Житомирский кранкенлазарет — печальное зрелище с кирпичными тюремными корпусами, где на полу, на деревянных нарах от голода и истощения сотнями умирали военнопленные.
Три недели прошло, как Тамару привезли сюда на тюремной повозке. Все это время она металась в бреду, говорила что-то по-немецки. Это настораживало врачей, приводило их в недоумение. Когда сознание вернулось к ней, она увидела возле себя бородача, а в стороне — настороженно глядевших на нее мужчин и никак не могла понять, где она и что связывает ее с этими людьми. В бреду она куда-то карабкалась по каменистым откосам к холодной, снеговой воде и… всякий раз срывалась.
— Пи-ить, — попросила она тусклым голосом и закашлялась.
Бородач принес алюминиевую кружку с водой и приподнял ей голову.
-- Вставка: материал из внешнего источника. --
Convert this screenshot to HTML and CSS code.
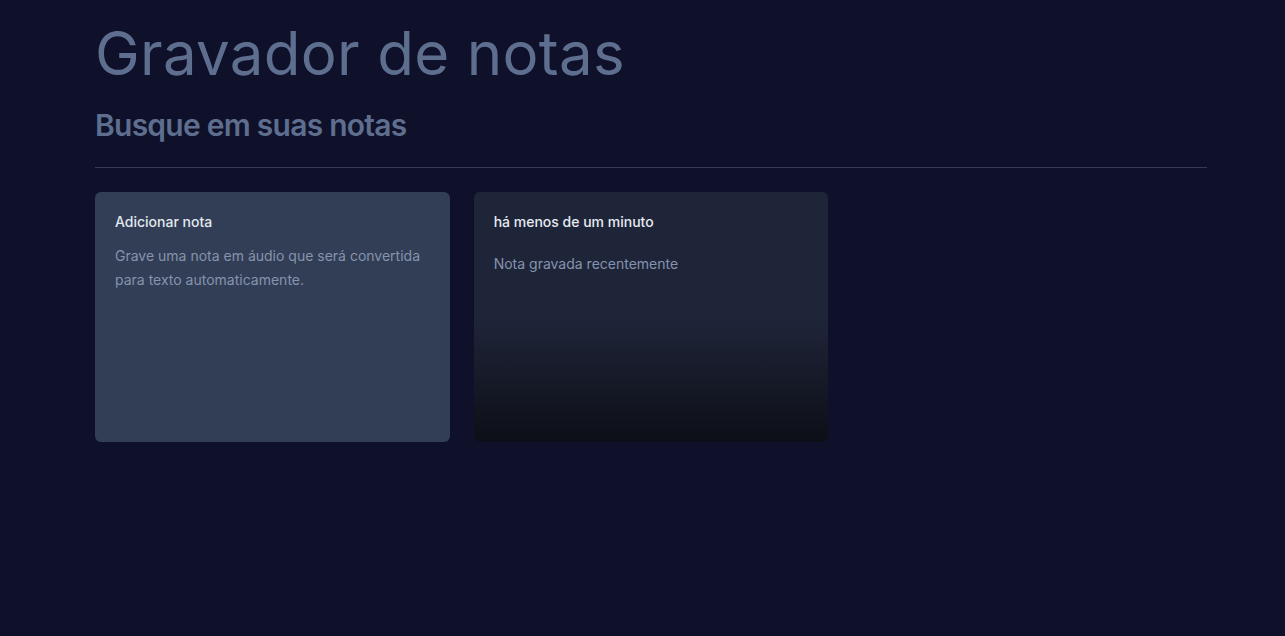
FILE: index.html
```html
<!DOCTYPE html>
<html lang="pt-BR">
<head>
<meta charset="utf-8">
<title>Gravador de notas</title>
<link rel="stylesheet" href="styles.css">
</head>
<body>
<div class="page">
  <h1 class="logo">Gravador de notas</h1>
  <form class="search">
    <input class="search-input" type="text" placeholder="Busque em suas notas">
  </form>
  <div class="divider"></div>
  <div class="grid">
    <button class="card card-add" type="button">
      <span class="card-title">Adicionar nota</span>
      <p class="card-text">Grave uma nota em áudio que será convertida para texto automaticamente.</p>
    </button>
    <button class="card card-note" type="button">
      <span class="card-title note-date">há menos de um minuto</span>
      <p class="card-text note-text">Nota gravada recentemente</p>
      <div class="fade"></div>
    </button>
  </div>
</div>
</body>
</html>
```

FILE: styles.css
```css
* { box-sizing: border-box; }
html, body { margin: 0; padding: 0; }
body {
  background: #0f1029;
  font-family: Inter, "Noto Sans", sans-serif;
  color: #cbd5e1;
  min-height: 636px;
}
.page {
  width: 1112px;
  margin-left: 95px;
  padding-top: 23px;
  display: flex;
  flex-direction: column;
  gap: 24px;
}
.logo {
  margin: 0;
  font-size: 60px;
  line-height: 60px;
  font-weight: 400;
  color: #5e6e8e;
  letter-spacing: 0.3px;
}
.search { margin: 0; }
.search-input {
  display: block;
  width: 100%;
  background: transparent;
  border: 0;
  outline: none;
  padding: 0;
  font-family: Inter, "Noto Sans", sans-serif;
  font-size: 30px;
  line-height: 36px;
  height: 36px;
  font-weight: 600;
  letter-spacing: -0.75px;
  color: #5e6e8e;
}
.search-input::placeholder { color: #5e6e8e; opacity: 1; }
.divider { height: 1px; background: #363a57; }
.grid {
  display: grid;
  grid-template-columns: repeat(3, 1fr);
  grid-auto-rows: 250px;
  gap: 24px;
}
.card {
  position: relative;
  overflow: hidden;
  border: 0;
  border-radius: 6px;
  padding: 20px;
  display: flex;
  flex-direction: column;
  gap: 12px;
  text-align: left;
  font-family: Inter, "Noto Sans", sans-serif;
  cursor: pointer;
}
.card-add { background: #323e55; }
.card-note { background: #1f2539; }
.card-title {
  font-size: 14px;
  line-height: 20px;
  font-weight: 500;
  color: #e2e8f0;
}
.card-text {
  margin: 0;
  font-size: 14px;
  line-height: 24px;
  color: #8593ad;
}
.note-date { color: #e6ebf2; }
.note-text { margin-top: 8px; }
.fade {
  position: absolute;
  left: 0; right: 0; bottom: 0;
  height: 50%;
  background: linear-gradient(to top, rgba(0,0,0,0.6), rgba(0,0,0,0));
  pointer-events: none;
}
```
Спекшимися губами Тамара припала к краю кружки, отпила и, с трудом ворочая языком, спросила:
— Где мы?
— В лагере военнопленных.
— Я больна?
— У тебя тиф.
Тамара закрыла глаза, уронила голову на подложенную шинель.
После тифа она переболела еще воспалением легких, цингой. Ухаживали за ней медсестры Женя и Рая. От них она узнала, что находится в лазарете, что лечил ее Митрич, старший врач.
После перенесенных болезней Тамара не могла без посторонней помощи передвигаться. Ноги не держали, голова кружилась, в глазах мелькали какие-то жженые бумажные обрывки, как тогда, в октябре сорок первого, на пустынных московских улицах…
Наступили холода. Из жалости к девчонке, одетой в летнее разодранное платье, санитар принес Тамаре старую шинель, оставшуюся от умершего пленного, и сказал:
— Шинелка-то длинновата. Из полы сшей себе, дочка, чулки.
Переболевший организм постоянно требовал пищи, обыкновенной еды, о которой она никогда раньше не думала и которая снилась теперь только во сне и казалась роскошью. А тот обязательный ломтик хлеба — его когда-то мама насильно заставляла ее съедать за обедом — казался теперь большим лакомством. Что может быть страшнее голода?
Худая, с провалившимися щеками и лихорадочно блестевшими глазами, в непомерно широкой солдатской шинели, в платочке на стриженой голове, Тамара еле продвигалась вдоль окон большой казарменной залы, в которой томились сотни изнуренных от голода пленных мужчин. Она приглядывалась к обстановке, прислушивалась. Из разговоров случайно узнала, что состав местной комендатуры сменился. Это обрадовало ее и вселило надежду, что о ней забыли или стало не до нее.
Из скупых и осторожных слухов, дошедших сюда из-за колючей проволоки, все строили догадки, предположения, вынашивали надежды, но на что именно, никто толком не знал. Все были подавлены успешным наступлением немцев под Сталинградом и своим унизительным положением военнопленных.
Кто-то пустил слух, что лиц украинского происхождения будут отпускать домой и уже составляется список желающих. Один паскудный дядя, собрав вокруг себя толпу легковерных, огрызком карандаша выводил на обложке потрепанной книги каракули фамилий пленных, жаждущих отправиться по домам.
— Менэ, менэ запишить, — продирался через толпу какой-то наивный дурак.
Тамара молча глядела со стороны на толпящихся людей. Все они были невероятно оборванны и грязны. Многие из них в летнем обмундировании, с расстегнутыми пуговицами гимнастерки, без ремней. Некоторые пришли босиком, тоже лезут записываться.
— Смешно и грустно видеть подобное, — проговорил немолодой, с приятным волевым лицом мужчина. Он стоял рядом с ней и с иронической усмешкой наблюдал за происходящим.
— Як твое прозвище? — обратился к нему «писарь», мусоля карандаш.
— Бисов сын моя родословная. Происходит от Богдана Хмельницкого, а у тэбе пишутся родичи Мазэпи, так що я буду чекати свого списку.
Мало кто понял остроумный намек ее соседа, но расхохотались все дружно. А ей не до смеха. Она все еще как в тифозном полусне пребывала. Кровоточили десны, шатались ослабевшие зубы. Она с любопытством оглядела его полинявшую форму с коротковатыми рукавами гимнастерки, кирзовые сапоги, посмотрела в глаза. А он, с воодушевлением глядя на нее, понизив голос, продолжал:
— Если бы мне выпала возможность сформировать из этих пленяг хотя бы полк, то я уверенно противопоставил бы его любой немецкой дивизии.
— Но вам что-то мешает это сделать? — сказала она с иронией дрожащим от слабости голосом.